Отец взял на службе день отпуска по семейным обстоятельствам и до прихода доктора не отходил от любимой супруги ни на шаг.
Доктор пришел и выставил всех посторонних из маминой комнаты.
Так что теперь растрепанный глава семейства раненым зверем метался по гостиной. Аккуратненький Рой и небрежно и наспех одетая Роззи молча дaвились подгоревшей кашей, которую подала Mилли, украдкой вытирающая слезы.
Лисси не могла ни метаться, ни есть, ни просто находиться с родными в одной комнате.

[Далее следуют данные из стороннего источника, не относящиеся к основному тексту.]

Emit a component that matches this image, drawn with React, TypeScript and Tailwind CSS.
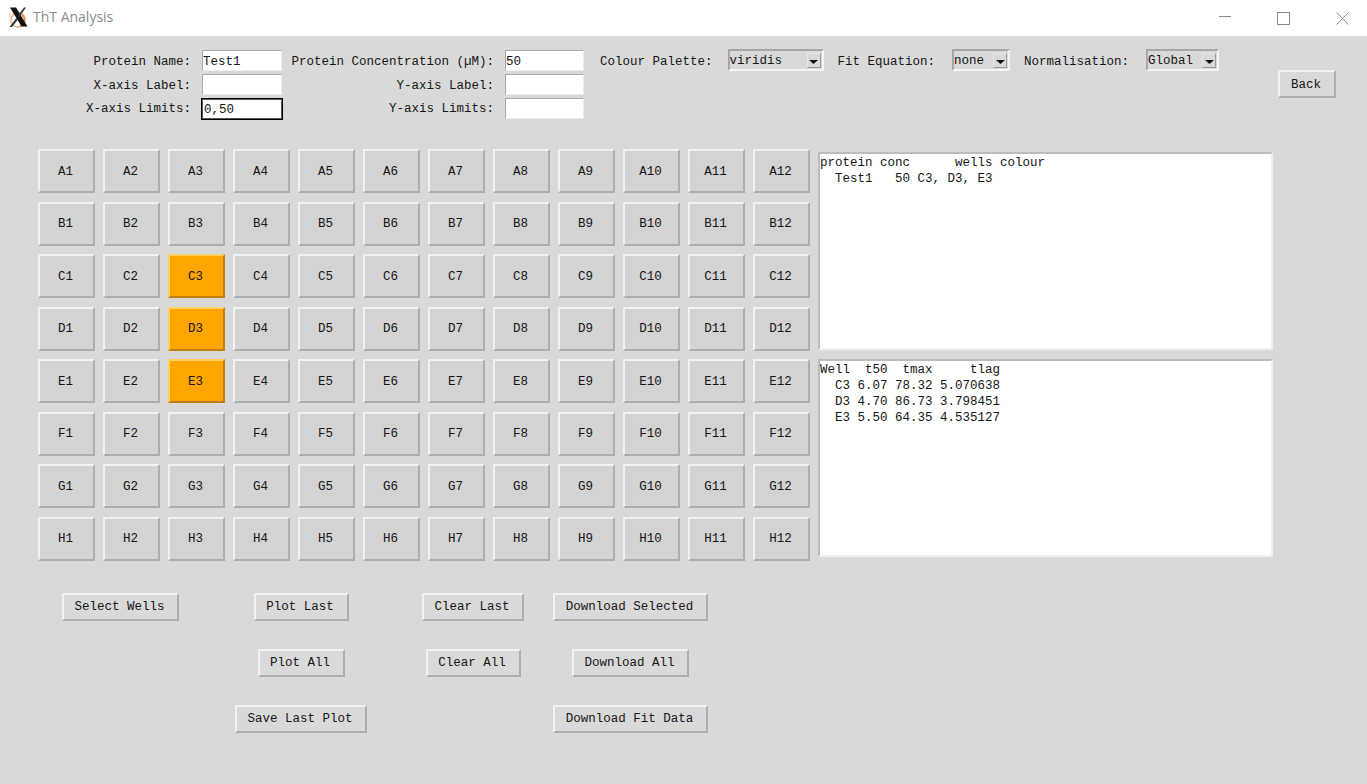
const rows = ["A", "B", "C", "D", "E", "F", "G", "H"];
const cols = [1, 2, 3, 4, 5, 6, 7, 8, 9, 10, 11, 12];
const selected = ["C3", "D3", "E3"];

const raised = "border-2 border-t-[#f2f2f2] border-l-[#f2f2f2] border-b-[#adadad] border-r-[#adadad]";

function Field({ value = "", focused = false, width = "w-[80px]" }: { value?: string; focused?: boolean; width?: string }) {
  return (
    <div
      className={`${width} bg-white border ${
        focused
          ? "h-[20px] pl-[1px] outline outline-1 outline-black border-[#555555] leading-[20px]"
          : "h-[21px] leading-[22px] border-t-[#a8a8a8] border-l-[#a8a8a8] border-b-[#eeeeee] border-r-[#eeeeee]"
      }`}
    >
      {value}
    </div>
  );
}

function Dropdown({ value, width }: { value: string; width: string }) {
  return (
    <div className={`${width} h-[22px] -mt-[1px] flex items-center justify-between pl-[1px] pr-[1px] border-2 border-t-[#a6a6a6] border-l-[#a6a6a6] border-b-[#f4f4f4] border-r-[#f4f4f4]`}>
      <span className="pt-[2px] -ml-[1px]">{value}</span>
      <span className="w-[14px] h-[15px] mt-[1px] flex items-center justify-center bg-[#d9d9d9] border border-t-[#e8e8e8] border-l-[#e8e8e8] border-b-[#9a9a9a] border-r-[#9a9a9a]">
        <svg width="9" height="4" viewBox="0 0 9 4" className="mt-[2px]">
          <path d="M0 0H9L4.5 4Z" fill="#111" />
        </svg>
      </span>
    </div>
  );
}

function ActionButton({ label, width }: { label: string; width: string }) {
  return (
    <button className={`${width} h-[28px] bg-[#d9d9d9] text-center pt-[2px] pr-[2px] ${raised}`}>{label}</button>
  );
}

function Logo() {
  return (
    <svg width="20" height="21" viewBox="0 0 20 21" className="ml-[8px] -mt-[2px]">
      <circle cx="10" cy="13" r="7" fill="none" stroke="#eeb080" strokeWidth="1.6" />
      <path d="M14 7.5C18 11 17 17 12 19.5" fill="none" stroke="#e88a40" strokeWidth="1.8" />
      <path d="M2 6C1 10 2 14 5 18" fill="none" stroke="#f4d0b0" strokeWidth="1.2" />
      <path d="M2 0.5H8L19.5 19.5H13.5Z" fill="#111" />
      <path d="M16 0.5H18L11 10.5L9.8 8.5Z" fill="#333" />
      <path d="M8.3 11L9.6 13L4 20H1.5Z" fill="#333" />
    </svg>
  );
}

function TitleBar() {
  return (
    <div className="h-[36px] bg-white flex items-center">
      <Logo />
      <span className="ml-[5px] pb-[4px] text-[14px] text-[#8c8c8c] font-['Open_Sans',sans-serif]">ThT Analysis</span>
      <div className="ml-auto flex items-center mr-[18px] gap-[46px]">
        <svg width="12" height="12" viewBox="0 0 12 12">
          <path d="M0 4.5H12" stroke="#8a8a8a" strokeWidth="1" />
        </svg>
        <svg width="13" height="13" viewBox="0 0 13 13">
          <rect x="0.5" y="0.5" width="12" height="12" fill="none" stroke="#8a8a8a" />
        </svg>
        <svg width="13" height="13" viewBox="0 0 13 13">
          <path d="M0.5 0.5L12.5 12.5M12.5 0.5L0.5 12.5" stroke="#8a8a8a" strokeWidth="1" />
        </svg>
      </div>
    </div>
  );
}

function FormArea() {
  return (
    <div className="flex h-[113px] pt-[14px]">
      <div className="w-[1278px] flex flex-col gap-[3px]">
        <div className="flex items-center h-[21px] leading-[25px]">
          <span className="w-[191px] h-[21px] text-right">Protein Name:</span>
          <div className="ml-[11px]"><Field value="Test1" /></div>
          <span className="w-[212px] h-[21px] text-right">Protein Concentration (µM):</span>
          <div className="ml-[11px]"><Field value="50" width="w-[79px]" /></div>
          <span className="ml-[16px] h-[21px]">Colour Palette:</span>
          <div className="ml-[15px]"><Dropdown value="viridis" width="w-[96px]" /></div>
          <span className="ml-[14px] h-[21px]">Fit Equation:</span>
          <div className="ml-[17px]"><Dropdown value="none" width="w-[58px]" /></div>
          <span className="ml-[14px] h-[21px]">Normalisation:</span>
          <div className="ml-[17px]"><Dropdown value="Global" width="w-[73px]" /></div>
        </div>
        <div className="flex items-center h-[21px] leading-[25px]">
          <span className="w-[191px] h-[21px] text-right">X-axis Label:</span>
          <div className="ml-[11px]"><Field /></div>
          <span className="w-[212px] h-[21px] text-right">Y-axis Label:</span>
          <div className="ml-[11px]"><Field width="w-[79px]" /></div>
        </div>
        <div className="flex items-center h-[21px] leading-[23px]">
          <span className="w-[191px] h-[21px] text-right">X-axis Limits:</span>
          <div className="ml-[11px]"><Field value="0,50" focused /></div>
          <span className="w-[212px] h-[21px] text-right">Y-axis Limits:</span>
          <div className="ml-[11px]"><Field width="w-[79px]" /></div>
        </div>
      </div>
      <div className="mt-[20px]">
        <ActionButton label="Back" width="w-[58px]" />
      </div>
    </div>
  );
}

function WellPlate() {
  return (
    <div className="grid grid-cols-[repeat(12,57px)] auto-rows-[44px] gap-x-[8px] gap-y-[8.5px]">
      {rows.map((row) =>
        cols.map((col) => {
          const name = `${row}${col}`;
          const active = selected.includes(name);
          return (
            <button
              key={name}
              className={
                active
                  ? "bg-[#ffa500] pt-[2px] pr-[2px] border-2 border-t-[#ffd060] border-l-[#ffd060] border-b-[#c08010] border-r-[#c08010] text-center"
                  : `bg-[#d3d3d3] pt-[2px] pr-[2px] text-center ${raised}`
              }
            >
              {name}
            </button>
          );
        })
      )}
    </div>
  );
}

function TextPanel({ text, height }: { text: string; height: string }) {
  return (
    <pre className={`w-[455px] ${height} bg-white pt-[1px] leading-[16px] font-['Liberation_Mono',monospace] border-2 border-t-[#bcbcbc] border-l-[#bcbcbc] border-b-[#f0f0f0] border-r-[#f0f0f0]`}>
      {text}
    </pre>
  );
}

const wellsTable = `protein conc      wells colour
  Test1   50 C3, D3, E3`;

const fitTable = `Well  t50  tmax     tlag
  C3 6.07 78.32 5.070638
  D3 4.70 86.73 3.798451
  E3 5.50 64.35 4.535127`;

export default function App() {
  return (
    <div className="w-[1367px] h-[784px] bg-[#d9d9d9] overflow-hidden text-[12.5px] text-[#151515] font-['Liberation_Mono',monospace]">
      <TitleBar />
      <FormArea />

      {/* Plate and tables */}
      <div className="flex pl-[38px]">
        <WellPlate />
        <div className="ml-[8px] mt-[3px] flex flex-col gap-[9px]">
          <TextPanel text={wellsTable} height="h-[198px]" />
          <TextPanel text={fitTable} height="h-[198px]" />
        </div>
      </div>

      {/* Action buttons */}
      <div className="flex items-start pl-[62px] mt-[32px]">
        <div className="w-[117px] flex flex-col items-center">
          <ActionButton label="Select Wells" width="w-[117px]" />
        </div>
        <div className="ml-[56px] w-[132px] flex flex-col items-center gap-[28px]">
          <ActionButton label="Plot Last" width="w-[95px]" />
          <ActionButton label="Plot All" width="w-[87px]" />
          <ActionButton label="Save Last Plot" width="w-[132px]" />
        </div>
        <div className="ml-[55px] w-[102px] flex flex-col items-center gap-[28px]">
          <ActionButton label="Clear Last" width="w-[102px]" />
          <ActionButton label="Clear All" width="w-[95px]" />
        </div>
        <div className="ml-[29px] w-[155px] flex flex-col items-center gap-[28px]">
          <ActionButton label="Download Selected" width="w-[155px]" />
          <ActionButton label="Download All" width="w-[117px]" />
          <ActionButton label="Download Fit Data" width="w-[155px]" />
        </div>
      </div>
    </div>
  );
}
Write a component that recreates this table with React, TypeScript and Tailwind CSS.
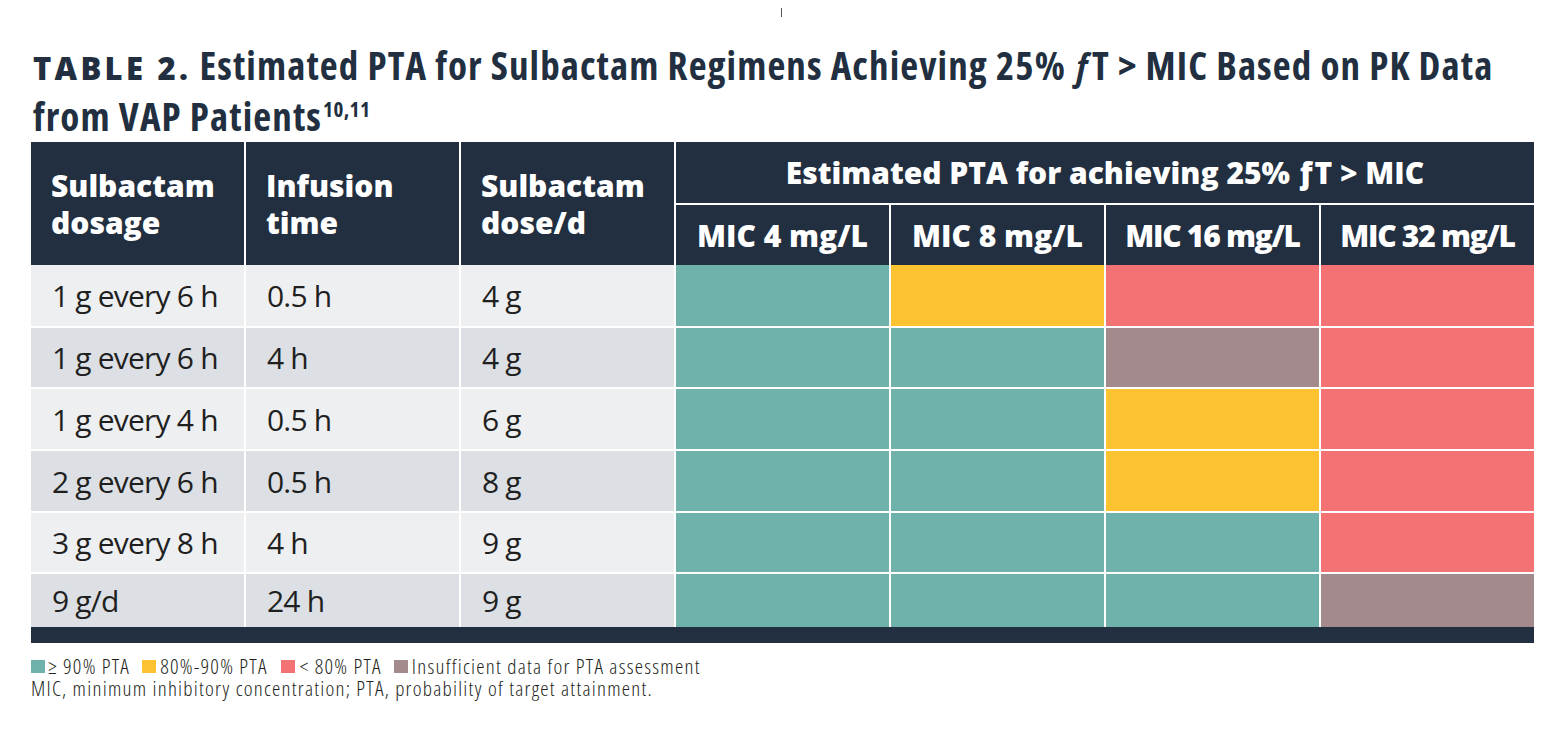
import React from "react";

const C = {
  g: "bg-[#6fb2ab]",
  y: "bg-[#fdc22f]",
  r: "bg-[#f37273]",
  m: "bg-[#a38a8c]",
};

type Row = { dose: string; inf: string; day: string; cells: (keyof typeof C)[]; h: string };

const rows: Row[] = [
  { dose: "1 g every 6 h", inf: "0.5 h", day: "4 g", cells: ["g", "y", "r", "r"], h: "h-[61px]" },
  { dose: "1 g every 6 h", inf: "4 h", day: "4 g", cells: ["g", "g", "m", "r"], h: "h-[59px]" },
  { dose: "1 g every 4 h", inf: "0.5 h", day: "6 g", cells: ["g", "g", "y", "r"], h: "h-[60px]" },
  { dose: "2 g every 6 h", inf: "0.5 h", day: "8 g", cells: ["g", "g", "y", "r"], h: "h-[60px]" },
  { dose: "3 g every 8 h", inf: "4 h", day: "9 g", cells: ["g", "g", "g", "r"], h: "h-[59px]" },
  { dose: "9 g/d", inf: "24 h", day: "9 g", cells: ["g", "g", "g", "m"], h: "h-[53px]" },
];

const mics = [
  { t: "MIC 4 mg/L", k: "" },
  { t: "MIC 8 mg/L", k: "" },
  { t: "MIC 16 mg/L", k: "tracking-[-1.3px]" },
  { t: "MIC 32 mg/L", k: "tracking-[-1.3px]" },
];

const font = "font-['Open_Sans',sans-serif]";

export default function App() {
  return (
    <div className={`w-[1558px] h-[748px] bg-white text-[#222f40] ${font}`}>
      <div className="ml-[781px] pt-[8px]">
        <div className="w-px h-[9px] bg-[#555]" />
      </div>
      <h1 className="mt-[24px] ml-[33px] h-[96px] text-[39px] leading-[48px] font-bold [font-stretch:75%] tracking-[1.1px] text-[#222f40] whitespace-nowrap">
        <span className="font-extrabold [font-stretch:100%] tracking-[3.3px] text-[31px]">TABLE 2.</span>{" "}
        Estimated PTA for Sulbactam Regimens Achieving 25% <span className="italic">ƒ</span>T &gt; MIC Based on PK Data
        <br />
        from VAP Patients
        <sup className="text-[21px] top-[-14px] ml-[1px] tracking-[0.5px]">10,11</sup>
      </h1>

      <div className="ml-[31px] mt-[5px] w-[1503px]">
        <div className="grid grid-cols-7 gap-[2px] bg-white">
          {["Sulbactam dosage", "Infusion time", "Sulbactam dose/d"].map((t, i) => (
            <div
              key={i}
              className="row-span-2 bg-[#222f40] text-white font-extrabold text-[30px] leading-[37px] pl-[20px] pr-2 flex items-center"
            >
              <div>
                {t.split(" ").map((w, j) => (
                  <div key={j}>{w}</div>
                ))}
              </div>
            </div>
          ))}
          <div className="col-span-4 h-[61px] bg-[#222f40] text-white font-extrabold text-[30px] flex items-center justify-center">
            Estimated PTA for achieving 25% ƒT &gt; MIC
          </div>
          {mics.map((m) => (
            <div
              key={m.t}
              className={`h-[60px] bg-[#222f40] text-white font-extrabold text-[30px] flex items-center justify-center ${m.k}`}
            >
              {m.t}
            </div>
          ))}
        </div>
        <div className="flex flex-col gap-[2px] bg-white">
          {rows.map((r, i) => (
            <div key={i} className={`grid grid-cols-7 gap-x-[2px] ${r.h}`}>
              {[r.dose, r.inf, r.day].map((t, j) => (
                <div
                  key={j}
                  className={`${i % 2 === 0 ? "bg-[#eeeff1]" : "bg-[#dcdfe4]"} text-[30px] tracking-[-0.8px] text-[#1f1f1f] pl-[21px] flex items-center`}
                >
                  {t}
                </div>
              ))}
              {r.cells.map((c, j) => (
                <div key={j} className={C[c]} />
              ))}
            </div>
          ))}
        </div>
        <div className="h-[16px] bg-[#222f40]" />
      </div>

      <div className="ml-[31px] mt-[12px] text-[21px] leading-[22px] font-light [font-stretch:75%] tracking-[1.25px] text-[#231f20]">
        <div className="flex items-center h-[22px]">
          <span className="w-[14px] h-[13px] bg-[#6fb2ab] mr-[3px]" />
          <span className="mr-[12px]">≥ 90% PTA</span>
          <span className="w-[14px] h-[13px] bg-[#fdc22f] mr-[4px]" />
          <span className="mr-[13px]">80%-90% PTA</span>
          <span className="w-[14px] h-[13px] bg-[#f37273] mr-[5px]" />
          <span className="mr-[12px]">&lt; 80% PTA</span>
          <span className="w-[14px] h-[13px] bg-[#a38a8c] mr-[4px]" />
          <span>Insufficient data for PTA assessment</span>
        </div>
        <div>MIC, minimum inhibitory concentration; PTA, probability of target attainment.</div>
      </div>
    </div>
  );
}
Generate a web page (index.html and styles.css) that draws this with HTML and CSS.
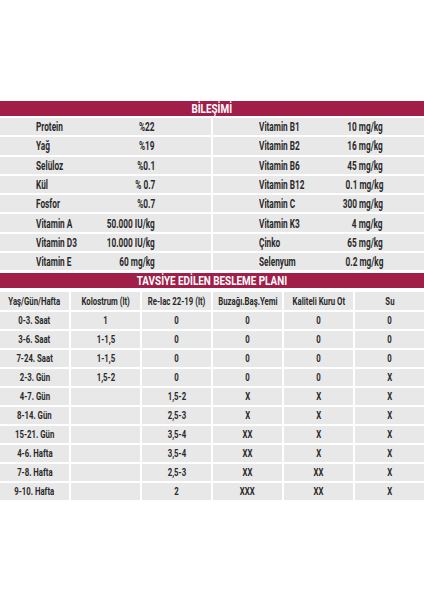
FILE: index.html
```html
<!DOCTYPE html>
<html lang="tr">
<head>
<meta charset="utf-8">
<link rel="stylesheet" href="styles.css">
</head>
<body>
<div class="sheet">
  <div class="band band-top"><span class="t">BİLEŞİMİ</span></div>
  <div class="comp">
    <div class="cc l"><span class="t lbl">Protein</span><span class="t val">%22</span></div>
    <div class="cc r"><span class="t lbl">Vitamin B1</span><span class="t val">10 mg/kg</span></div>
    <div class="cc l"><span class="t lbl">Yağ</span><span class="t val">%19</span></div>
    <div class="cc r"><span class="t lbl">Vitamin B2</span><span class="t val">16 mg/kg</span></div>
    <div class="cc l"><span class="t lbl">Selüloz</span><span class="t val">%0.1</span></div>
    <div class="cc r"><span class="t lbl">Vitamin B6</span><span class="t val">45 mg/kg</span></div>
    <div class="cc l"><span class="t lbl">Kül</span><span class="t val">% 0.7</span></div>
    <div class="cc r"><span class="t lbl">Vitamin B12</span><span class="t val">0.1 mg/kg</span></div>
    <div class="cc l"><span class="t lbl">Fosfor</span><span class="t val">%0.7</span></div>
    <div class="cc r"><span class="t lbl">Vitamin C</span><span class="t val">300 mg/kg</span></div>
    <div class="cc l"><span class="t lbl">Vitamin A</span><span class="t val">50.000 IU/kg</span></div>
    <div class="cc r"><span class="t lbl">Vitamin K3</span><span class="t val">4 mg/kg</span></div>
    <div class="cc l"><span class="t lbl">Vitamin D3</span><span class="t val">10.000 IU/kg</span></div>
    <div class="cc r"><span class="t lbl">Çinko</span><span class="t val">65 mg/kg</span></div>
    <div class="cc l"><span class="t lbl">Vitamin E</span><span class="t val">60 mg/kg</span></div>
    <div class="cc r"><span class="t lbl">Selenyum</span><span class="t val">0.2 mg/kg</span></div>
  </div>
  <div class="band band-plan"><span class="t">TAVSİYE EDİLEN BESLEME PLANI</span></div>
  <div class="plan">
    <div class="pc head"><span class="t">Yaş/Gün/Hafta</span></div>
    <div class="pc head"><span class="t">Kolostrum (lt)</span></div>
    <div class="pc head"><span class="t">Re-lac 22-19 (lt)</span></div>
    <div class="pc head"><span class="t">Buzağı.Baş.Yemi</span></div>
    <div class="pc head"><span class="t">Kaliteli Kuru Ot</span></div>
    <div class="pc head"><span class="t">Su</span></div>

    <div class="pc"><span class="t">0-3. Saat</span></div>
    <div class="pc"><span class="t">1</span></div>
    <div class="pc"><span class="t">0</span></div>
    <div class="pc"><span class="t">0</span></div>
    <div class="pc"><span class="t">0</span></div>
    <div class="pc"><span class="t">0</span></div>

    <div class="pc"><span class="t">3-6. Saat</span></div>
    <div class="pc"><span class="t">1-1,5</span></div>
    <div class="pc"><span class="t">0</span></div>
    <div class="pc"><span class="t">0</span></div>
    <div class="pc"><span class="t">0</span></div>
    <div class="pc"><span class="t">0</span></div>

    <div class="pc"><span class="t">7-24. Saat</span></div>
    <div class="pc"><span class="t">1-1,5</span></div>
    <div class="pc"><span class="t">0</span></div>
    <div class="pc"><span class="t">0</span></div>
    <div class="pc"><span class="t">0</span></div>
    <div class="pc"><span class="t">0</span></div>

    <div class="pc"><span class="t">2-3. Gün</span></div>
    <div class="pc"><span class="t">1,5-2</span></div>
    <div class="pc"><span class="t">0</span></div>
    <div class="pc"><span class="t">0</span></div>
    <div class="pc"><span class="t">0</span></div>
    <div class="pc"><span class="t">X</span></div>

    <div class="pc"><span class="t">4-7. Gün</span></div>
    <div class="pc"></div>
    <div class="pc"><span class="t">1,5-2</span></div>
    <div class="pc"><span class="t">X</span></div>
    <div class="pc"><span class="t">X</span></div>
    <div class="pc"><span class="t">X</span></div>

    <div class="pc"><span class="t">8-14. Gün</span></div>
    <div class="pc"></div>
    <div class="pc"><span class="t">2,5-3</span></div>
    <div class="pc"><span class="t">X</span></div>
    <div class="pc"><span class="t">X</span></div>
    <div class="pc"><span class="t">X</span></div>

    <div class="pc"><span class="t">15-21. Gün</span></div>
    <div class="pc"></div>
    <div class="pc"><span class="t">3,5-4</span></div>
    <div class="pc"><span class="t">XX</span></div>
    <div class="pc"><span class="t">X</span></div>
    <div class="pc"><span class="t">X</span></div>

    <div class="pc"><span class="t">4-6. Hafta</span></div>
    <div class="pc"></div>
    <div class="pc"><span class="t">3,5-4</span></div>
    <div class="pc"><span class="t">XX</span></div>
    <div class="pc"><span class="t">X</span></div>
    <div class="pc"><span class="t">X</span></div>

    <div class="pc"><span class="t">7-8. Hafta</span></div>
    <div class="pc"></div>
    <div class="pc"><span class="t">2,5-3</span></div>
    <div class="pc"><span class="t">XX</span></div>
    <div class="pc"><span class="t">XX</span></div>
    <div class="pc"><span class="t">X</span></div>

    <div class="pc"><span class="t">9-10. Hafta</span></div>
    <div class="pc"></div>
    <div class="pc"><span class="t">2</span></div>
    <div class="pc"><span class="t">XXX</span></div>
    <div class="pc"><span class="t">XX</span></div>
    <div class="pc"><span class="t">X</span></div>
  </div>
</div>
</body>
</html>
```
FILE: styles.css
```css
html, body {
  margin: 0;
  padding: 0;
  background: #ffffff;
}

body {
  width: 424px;
  height: 600px;
  overflow: hidden;
  font-family: Roboto, "Liberation Sans", sans-serif;
  font-weight: 700;
  color: #2a2a2a;
}

.sheet {
  padding-top: 101px;
  display: flex;
  flex-direction: column;
}

.t {
  display: inline-block;
  white-space: nowrap;
  transform: scaleX(0.66);
  transform-origin: center center;
}

.band {
  height: 15px;
  background: #a01e48;
  color: #ffffff;
  display: flex;
  align-items: center;
  justify-content: center;
  font-size: 13px;
  line-height: 15px;
}

.band .t {
  transform: scaleX(0.76);
}

.comp {
  margin-top: 2px;
  display: grid;
  grid-template-columns: 211px 211px;
  column-gap: 2px;
  row-gap: 2px;
  grid-auto-rows: 17.3px;
}

.cc {
  background: #e8e8e8;
  display: flex;
  align-items: center;
  font-size: 12.5px;
  line-height: 17px;
}

.cc.l {
  padding: 0 56px 0 36px;
}

.cc.r {
  padding: 0 41px 0 46px;
}

.cc .lbl {
  flex: 1 1 0;
  min-width: 0;
  transform-origin: left center;
}

.cc .val {
  flex: 0 0 auto;
  transform-origin: right center;
}

.band-plan {
  margin-top: 3px;
}

.plan {
  margin-top: 3.5px;
  display: grid;
  grid-template-columns: repeat(6, 69px);
  column-gap: 2px;
  row-gap: 2px;
  grid-template-rows: 18.3px;
  grid-auto-rows: 17px;
}

.pc {
  background: #e8e8e8;
  display: flex;
  align-items: center;
  justify-content: center;
  font-size: 11.8px;
  line-height: 17px;
}
```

Нет. Ее никто не винил. Не упрекал. Не глядел с укором. Но Рой разом стал выглядеть взрослее, Роззи — серьезнее, а отец — несчастнее, и все так старательно отводили глаза, что Лисси предпoчла сбежать. Сюда. Поближе к маме.
Да, никто не винил Фелицию Меззерли в произошедшем. Кроме нее самой. Как она могла так ошибиться в расчетах? Так глупо! Так нелепо!
Лисси казалось, что она преқрасно все отмерила и взвесила. Рассмотрела все за и против. Учла все риски. Разработала отличный рецепт успеха! А пoтом расслабилась.
Очевидно, что пузырящие кримкейки были ею переоценены. Лисси представлялось, что пускающая пузыри Мэгги перевесит любое доброе дело, которое она сделает на ярмарке. И Лисси позволила себе слабoсть. Она говорила комплименты. Искренние теплые слова, без тени издевки или хотя бы иронии. Она угощала. Многих. От чистого сердца, а не ради выгоды и привлечения клиентов. Но что-то пошло не так.
И в итоге пузырилась вовсе даже не Мэгги, а жердь в роскошной шляпке. Казалось бы! «От перемены мест слагаемых сумма не меняется», — снова и снова крутилось в голове Лисси намертво затверженное со школьной скамьи правило. Но здесь оно не сработало. Почему? А может, поменялись не слагаемые, а сам математический знак? И то, что по отношению к Мэгги было бы превосходнoй гадостью, по отношению к ниссиме Кернс провидение восприняло как справедливое возмездие и даже, может быть, доброе дело? А в отношении песика пузыри точно гадостью не были. Сам пес воспринял их как развлечение!